**DATA SEGMENT**:
--- Begin ---
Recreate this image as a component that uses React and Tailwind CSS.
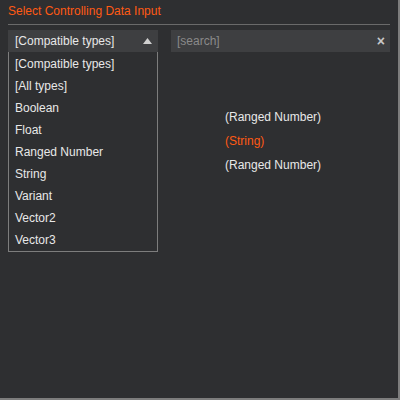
export default function App() {
  const items = ['[Compatible types]', '[All types]', 'Boolean', 'Float', 'Ranged Number', 'String', 'Variant', 'Vector2', 'Vector3'];

  return (
    <div className="w-[400px] h-[400px] bg-[#2e2f31] border-r-2 border-b-2 border-[#7d7d7d] text-[12px] text-[#e8e8e8]" style={{ fontFamily: '"Liberation Sans", Arial, sans-serif' }}>
      <div className="px-2 pt-[2px]">
        <div className="text-[#ff5a14] leading-[18px] pb-[4px] border-b border-[#6a6a6a]">Select Controlling Data Input</div>

        <div className="flex gap-[13px] mt-[5px]">
          {/* Tipo */}
          <div className="w-[150px]">
            <div className="h-[22px] bg-[#3e3f41] flex items-center justify-between pl-[7px] pr-[6px]">
              <span>[Compatible types]</span>
              <svg width="9" height="6" viewBox="0 0 9 6"><path d="M4.5 0 L9 6 L0 6 Z" fill="#d0d0d0" /></svg>
            </div>
            <div className="border border-[#7d7d7d] border-t-0 pt-[1px]">
              {items.map(it => (
                <div key={it} className="h-[22px] leading-[22px] pl-[6px]">{it}</div>
              ))}
            </div>
          </div>

          {/* Busqueda */}
          <div className="flex-1">
            <div className="h-[22px] bg-[#3e3f41] flex items-center justify-between pl-[6px] pr-[5px]">
              <span className="text-[#8a8a8a]">[search]</span>
              <span className="text-[#c8c8c8] text-[14px] font-bold leading-none">×</span>
            </div>
            <div className="pl-[54px] mt-[56px] flex flex-col gap-[6px] leading-[18px]">
              <div>(Ranged Number)</div>
              <div className="text-[#ff5a14]">(String)</div>
              <div>(Ranged Number)</div>
            </div>
          </div>
        </div>
      </div>
    </div>
  );
}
--- End ---
**WHAT IS NEEDED**:
Your task is to repeat the data above exactly while excluding the pictures.

**EXERCISE RESULT**:
Recreate this image as a component that uses React and Tailwind CSS.
export default function App() {
  const items = ['[Compatible types]', '[All types]', 'Boolean', 'Float', 'Ranged Number', 'String', 'Variant', 'Vector2', 'Vector3'];

  return (
    <div className="w-[400px] h-[400px] bg-[#2e2f31] border-r-2 border-b-2 border-[#7d7d7d] text-[12px] text-[#e8e8e8]" style={{ fontFamily: '"Liberation Sans", Arial, sans-serif' }}>
      <div className="px-2 pt-[2px]">
        <div className="text-[#ff5a14] leading-[18px] pb-[4px] border-b border-[#6a6a6a]">Select Controlling Data Input</div>

        <div className="flex gap-[13px] mt-[5px]">
          {/* Tipo */}
          <div className="w-[150px]">
            <div className="h-[22px] bg-[#3e3f41] flex items-center justify-between pl-[7px] pr-[6px]">
              <span>[Compatible types]</span>
              <svg width="9" height="6" viewBox="0 0 9 6"><path d="M4.5 0 L9 6 L0 6 Z" fill="#d0d0d0" /></svg>
            </div>
            <div className="border border-[#7d7d7d] border-t-0 pt-[1px]">
              {items.map(it => (
                <div key={it} className="h-[22px] leading-[22px] pl-[6px]">{it}</div>
              ))}
            </div>
          </div>

          {/* Busqueda */}
          <div className="flex-1">
            <div className="h-[22px] bg-[#3e3f41] flex items-center justify-between pl-[6px] pr-[5px]">
              <span className="text-[#8a8a8a]">[search]</span>
              <span className="text-[#c8c8c8] text-[14px] font-bold leading-none">×</span>
            </div>
            <div className="pl-[54px] mt-[56px] flex flex-col gap-[6px] leading-[18px]">
              <div>(Ranged Number)</div>
              <div className="text-[#ff5a14]">(String)</div>
              <div>(Ranged Number)</div>
            </div>
          </div>
        </div>
      </div>
    </div>
  );
}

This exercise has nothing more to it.